Obama ha proposto che i valori dell’Occidente nati e radicati ancora in Europa ed estesi fin dall’inizio all’America democratica non possono rischiare d’essere indeboliti e rimossi ed è per questo che ha rilanciato come strumento indispensabile la Nato che è il punto di unione istituzionale e organizzativa tra gli Usa e le nazioni dell’Europa. Se noi fossimo già allo stadio degli Stati Uniti d’Europa l’intesa sarebbe ancora più valida e la partnership ancora più solida. Ma per ora dobbiamo accontentarci della situazione di fatto e attraverso la Nato seguire questa politica, tesa a contenere e trovare nuovi e positivi equilibri con una Russia che resti nei suoi ormai non valicabili confini.

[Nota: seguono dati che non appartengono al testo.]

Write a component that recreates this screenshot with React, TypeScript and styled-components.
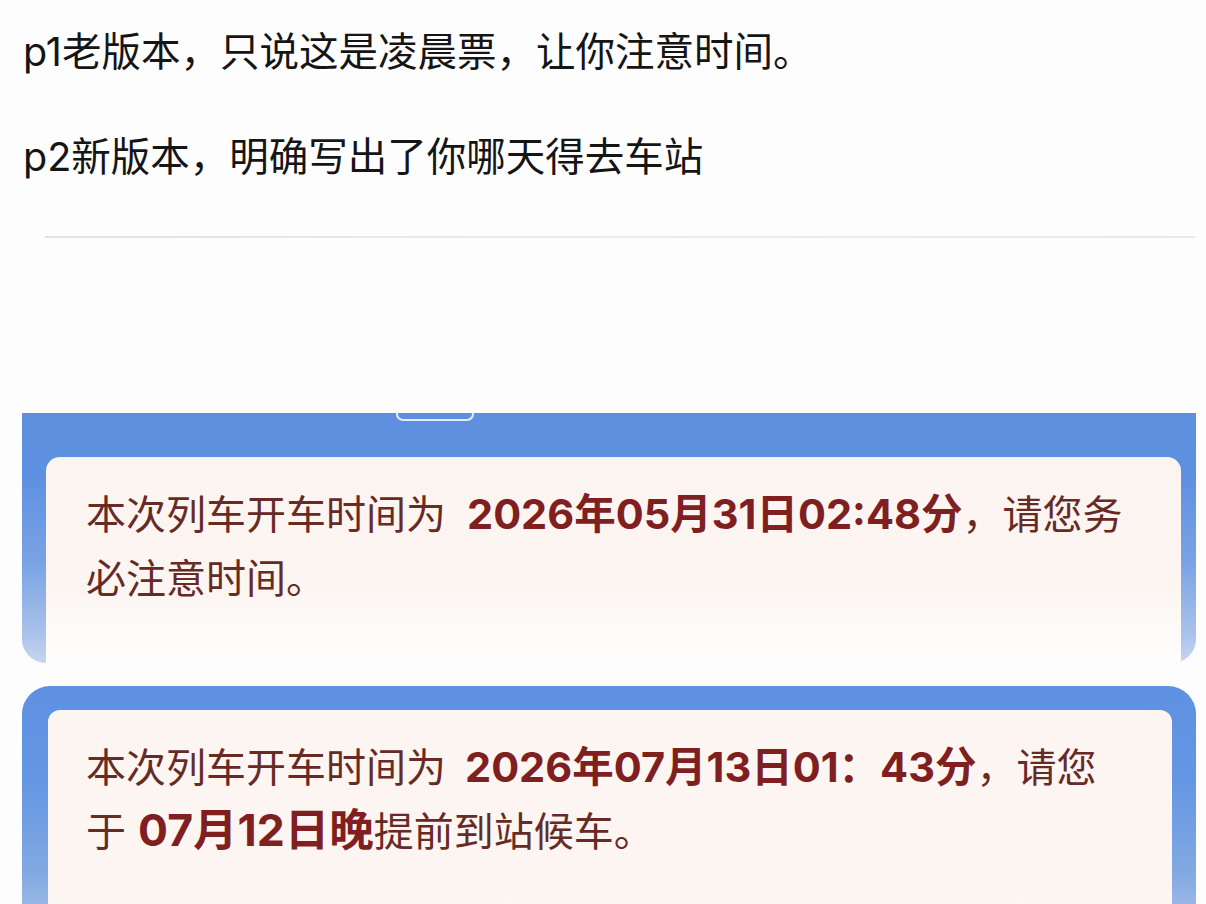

Il caso del califfato islamico è diverso. Lì c’è la ricerca non solo di una dottrina islamica radicale fino all’orrore ma di un territorio, cioè di uno Stato. Teocratico naturalmente, ma che scelga fin dall’inizio e mai abbandoni il metodo della guerra e del terrorismo. Alle spalle di questo disegno c’è l’intenzione di ripetere l’antica ed eroica marcia che gli arabi intrapresero un secolo dopo la scomparsa di Maometto e che li condusse all’occupazione della costa mediterranea fino al Marocco e all’invasione della Spagna andalusa con la costituzione degli emirati di Siviglia, Cordova, Granada e Malaga. Qui Obama dovrà agire con la forza, qui purtroppo lo scontro armato è indispensabile e temo che non possa limitarsi ai droni e ai cacciabombardieri. Obama certamente ne è consapevole e invoca infatti l’intervento delle potenze regionali, dalla Turchia all’Iran, dai sauditi ai curdi. Sa bene che non è facile ottenerlo e che comunque ciascuna di queste potenze ha una serie di secondi fini tutt’altro che coincidenti gli uni con gli altri. È comunque un rischio da affrontare e che Obama ha pochi mesi per avviare su basi che consentano al suo successore di proseguire. La partita è molto difficile e l’obiettivo è quello di risvegliare un Islam moderato che difenda i propri valori tra i quali la pace, stando almeno alle pagine del Corano e dei suoi più autorevoli interpreti, è il principale.
Papa Francesco vede anche lui l’Islam da questo punto di vista e la sua azione è sicuramente di notevole portata.